Григорий Ильич Шевцов по характеру молчалив и спокоен, всю жизнь работал на шахте. Может быть, и твердость духа, и великая душевная сила, с которыми Люба шла на смерть, передались ей от отца–шахтера.
Теперь все знают, как она, бесстрашно глядя в лицо смерти, с гордым спокойствием отвечала врагам: «Сколько бы вы меня ни пытали, но узнать вам от меня ничего не удастся».
Чтобы бросить эти слова в лицо палачам, нужно иметь огромное самообладание и твердость. А еще нужно по–настоящему любить жизнь. Мы это знаем теперь по ее волнующим и пророческим словам, которые она произнесла, идя на смерть:
«Передайте всем, что я люблю жизнь… Впереди советская молодежь увидит еще не одну весну и золотую осень. Будет еще и чистое, мирное, голубое небо, и светлая лунная ночь, будет очень, очень хорошо на нашей дорогой и близкой всем нам Советской Родине!»
Вот она, Люба Шевцова, вся она здесь, в этих словах, по–девичьи светлых и по–солдатски мудрых.
Григорий Ильич Шевцов, как подобает шахтеру, в этот вечер говорил меньше всех.
Когда возник разговор о романе Александра Фадеева «Молодая гвардия», Григорий Ильич с великим уважением говорил об этой книге, а в конце усмехнулся, вспомнив, что в романе он считается убитым. «А меня никто не убивал, — сказал он, — я вот перед вами живой и работаю забойщиком».

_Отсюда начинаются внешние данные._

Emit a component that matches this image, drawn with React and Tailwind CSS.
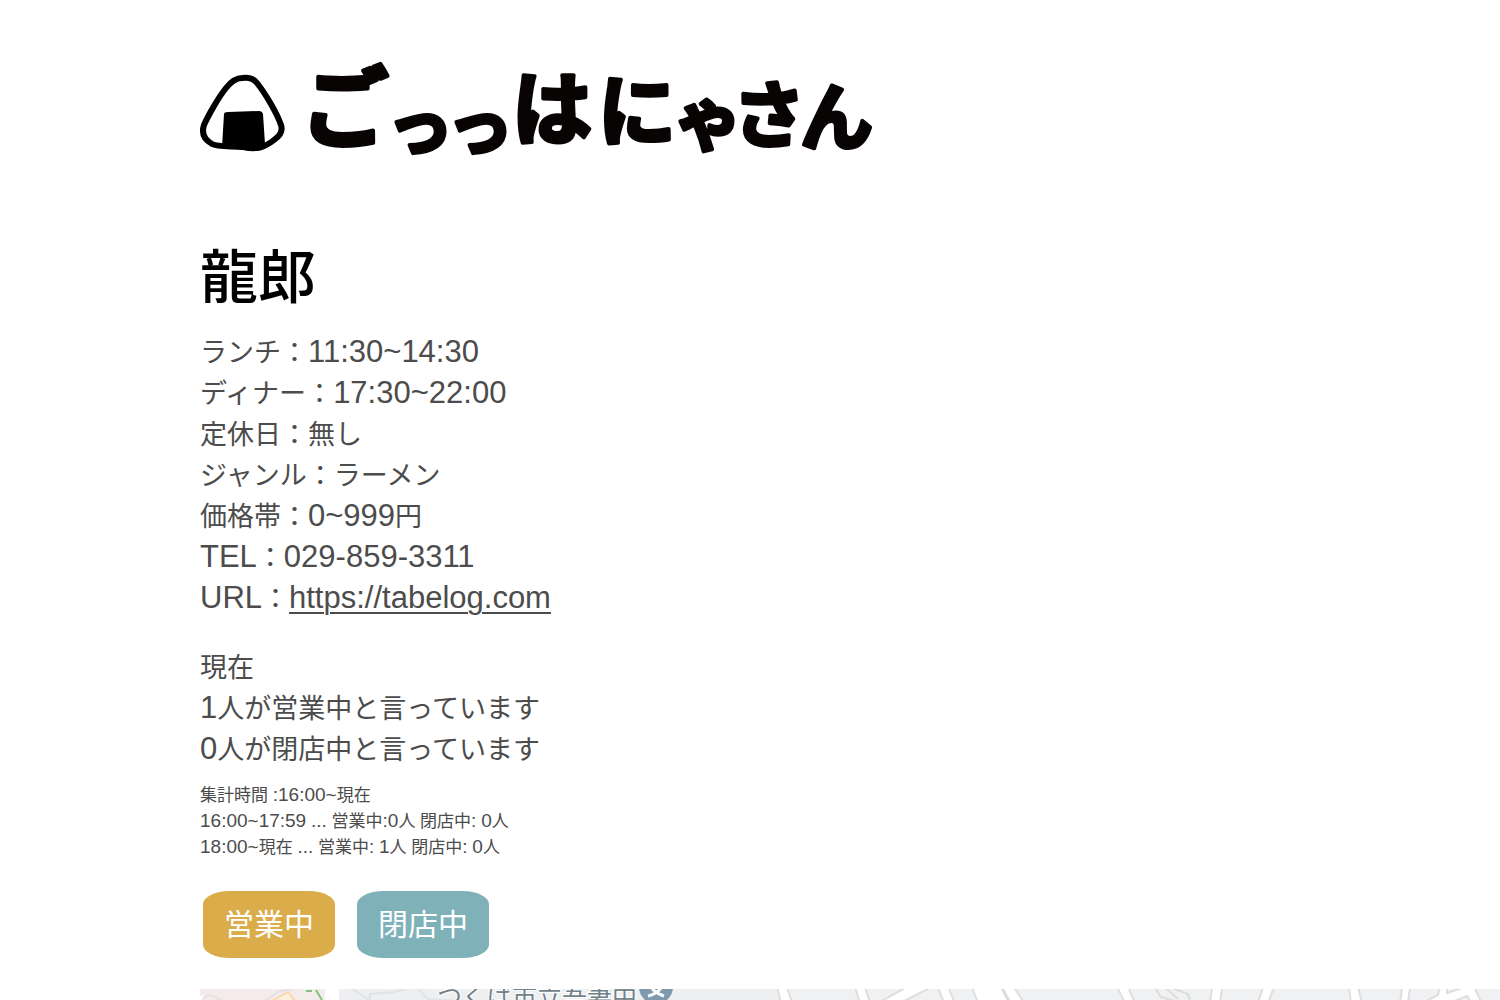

Снова и снова обращался я мыслью к творению большого художника. Это правда, что произведение есть плод любви. Могучая сила этого чувства, сила фадеевской любви к своим героям воскресила мертвых!
Если свернуть с шоссе, ведущего от шахты 1–бис в сторону Каменска, с горы откроется обширная долина с беленькими хатками, утонувшими в зелени акаций. Это Гавриловна — часть Краснодона. Здесь, на узенькой извилистой улочке, очень уютной, заросшей вишневыми садами, стоит домик Ули Громовой.
Нас встретила мать Ули, Матрена Савельевна, старая женщина, повязанная по–крестьянски белым платочком. В комнатах все скромно и просто. У окна — школьный столик Ули, за которым она десять лет готовила уроки. Над столом в старинной раме разбитое зеркало…
А вот и сама она, с длинными косами, опущенными на грудь, большими черными очами…
Матрена Савельевна то и дело поглядывает на портрет дочери, и слезы туманят материнские влюбленные глаза, вечно влюбленные в свое дитя. Она рассказывает:
— В том году 3 января Уле исполнилось девятнадцать лет. Вечером в тот же день арестовали Анатолия Попова, он был у них командиром пятерки. Улю арестовали 10–го, а 17–го казнили.
В день ареста она поднялась рано и стала убираться. Налила в таз воды, моет ноги, а сама поет: «Я девчонка еще молодая, а в душе моей тысяча лет…»
Она любила и умела петь, а в тот день была особенно грустная, будто чувствовала беду. Я спрашиваю:
— Что с тобою, доченька?
— Ничего, мама.
А сама подошла к окну, задумалась и вдруг стала петь, да так печально, что я сама заплакала: «Орленок, орленок, мой верный товарищ, ты видишь, что я уцелел. Лети на станицу, родимой расскажешь, как сына вели на расстрел…»
Я собрала на стол, но она ничего не стала есть и, тревожная, опять ушла. Уже поздно вечером, часов в десять, громкий стук в дверь. «Кто там?» — «Полиция». Старик мой открыл. Заходит сам начальник полиции Соликовекий. За ним двое полицаев. «Громовы здесь живут?» — «Здесь». — «Где дочка?» — «Не знаем: пошла гулять к подруге». Заставили старика одеться и идти искать Улю. Едва он собрался, а она на порог. Так и замерла, зубы стиснула, молчит. «Вы Громова?» — «Я». — «Собирайтесь».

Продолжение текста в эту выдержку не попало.